B. Entitlement to Vocational Rehabilitation Benefits
Although the Secretary maintains that the Board’s decision regarding entitlement to vocational rehabilitation benefits should be affirmed, the Court cannot agree. The issue of entitlement to vocational rehabilitation benefits is dependent upon whether the Board reopens and grants the appellant’s claim for service connection for a psychiatric disorder. Therefore, these issues
are “inextricably intertwined.” Bagwell v. Brown, 9 Vet.App. 337, 339-40 (1996); see Harris v. Derwinski, 1 Vet.App. 180, 183 (1991). Accordingly, the Court also will vacate the Board’s denial of vocational rehabilitation benefits and remand the matter for readjudication consistent with this decision. Upon remand, Mr. Hunt is free to argue this issue, and present any additional evidence and arguments to the Board, and the Board is required to consider them. See Kay v. Principi, 16 Vet.App. 529, 534 (2002); Kutscherousky v. West, 12 Vet.App. 369, 372 (1999)

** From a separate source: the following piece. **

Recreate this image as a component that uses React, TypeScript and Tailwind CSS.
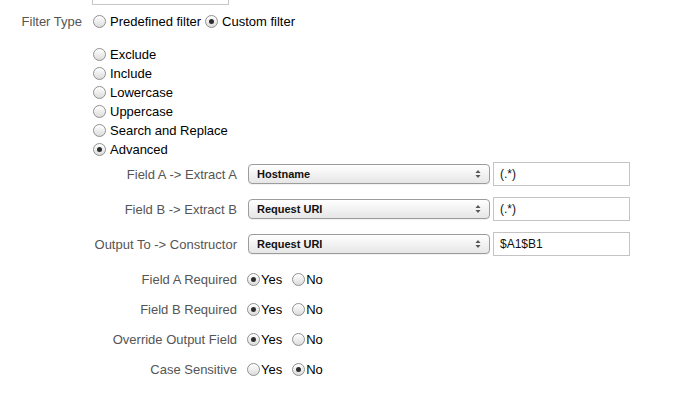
import React from "react";

const FONT = { fontFamily: '"Liberation Sans", Arial, sans-serif' };

function Radio({ checked }: { checked?: boolean }) {
  return (
    <span className="relative inline-flex h-[13px] w-[13px] shrink-0 items-center justify-center rounded-full border border-[#8f8f8f] bg-gradient-to-b from-white to-[#dcdcdc] shadow-[inset_0_1px_1px_rgba(255,255,255,0.9)]">
      {checked && <span className="h-[5px] w-[5px] rounded-full bg-[#2e2e2e]" />}
    </span>
  );
}

function RadioOption({ label, checked }: { label: string; checked?: boolean }) {
  return (
    <label className="flex items-center gap-[4px] text-black">
      <Radio checked={checked} />
      <span>{label}</span>
    </label>
  );
}

function SelectBox({ value }: { value: string }) {
  return (
    <div className="flex h-[20px] w-[242px] items-center justify-between rounded-[4px] border border-[#9c9c9c] bg-gradient-to-b from-white to-[#e6e6e6] pl-[8px] pr-[8px] shadow-[0_1px_0_rgba(0,0,0,0.05)]">
      <span className="text-[11px] font-bold text-[#111]">{value}</span>
      <svg width="6" height="10" viewBox="0 0 6 10">
        <path d="M3 1 L5.5 4 H0.5 Z" fill="#555" />
        <path d="M3 9 L5.5 6 H0.5 Z" fill="#555" />
      </svg>
    </div>
  );
}

function FieldRow({ label, select, text }: { label: string; select: string; text: string }) {
  return (
    <div className="flex h-[24px] items-center">
      <div className="w-[237px] text-right text-[#555]">{label}</div>
      <div className="ml-[11px] flex items-center gap-[3px]">
        <SelectBox value={select} />
        <div className="flex h-[24px] w-[137px] items-center border border-[#c4c4c4] bg-white px-[6px] text-[12px] text-[#111]">
          {text}
        </div>
      </div>
    </div>
  );
}

function YesNoRow({ label, yes }: { label: string; yes: boolean }) {
  return (
    <div className="flex h-[20px] items-center">
      <div className="w-[237px] text-right text-[#555]">{label}</div>
      <div className="ml-[10px] flex items-center">
        <label className="flex items-center gap-[1px] text-black">
          <Radio checked={yes} />
          <span>Yes</span>
        </label>
        <label className="ml-[10px] flex items-center gap-[1px] text-black">
          <Radio checked={!yes} />
          <span>No</span>
        </label>
      </div>
    </div>
  );
}

export default function App() {
  return (
    <div className="h-[400px] w-[686px] overflow-hidden bg-white text-[13px] leading-none" style={FONT}>
      <div className="ml-[92px] h-[5px] w-[137px] border border-t-0 border-[#c6c6c6]" />

      <div className="mt-[7px] flex h-[19px] items-center">
        <div className="w-[82px] text-right text-[#555]">Filter Type</div>
        <div className="ml-[11px] flex items-center gap-[4px]">
          <RadioOption label="Predefined filter" />
          <RadioOption label="Custom filter" checked />
        </div>
      </div>

      <div className="ml-[93px] mt-[14px] flex flex-col">
        {["Exclude", "Include", "Lowercase", "Uppercase", "Search and Replace", "Advanced"].map((o) => (
          <div key={o} className="flex h-[19px] items-center">
            <RadioOption label={o} checked={o === "Advanced"} />
          </div>
        ))}
      </div>

      <div className="mt-[3px] flex flex-col gap-[11px]">
        <FieldRow label="Field A -> Extract A" select="Hostname" text="(.*)" />
        <FieldRow label="Field B -> Extract B" select="Request URI" text="(.*)" />
        <FieldRow label="Output To -> Constructor" select="Request URI" text="$A1$B1" />
      </div>

      <div className="mt-[13px] flex flex-col gap-[10px]">
        <YesNoRow label="Field A Required" yes />
        <YesNoRow label="Field B Required" yes />
        <YesNoRow label="Override Output Field" yes />
        <YesNoRow label="Case Sensitive" yes={false} />
      </div>
    </div>
  );
}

(per curiam order). The Secretary is expected to provide expeditious treatment of these matters pursuant to 38 U.S.C. §§ 5109B, 7112.
III. CONCLUSION
After consideration of the appellant’s and the Secretary’s briefs, and a review of the record on appeal, the Board’s October 15, 2004, decision is REVERSED to the extent that it determined
Mr. Hunt did not timely file his Substantive Appeal of the RO’s refusal to reopen his claim for service connection for a psychiatric disability, VACATED to the extent it determined that Mr. Hunt
was not entitled to vocational rehabilitation benefits, and both matters are REMANDED for readjudication consistent with this decision.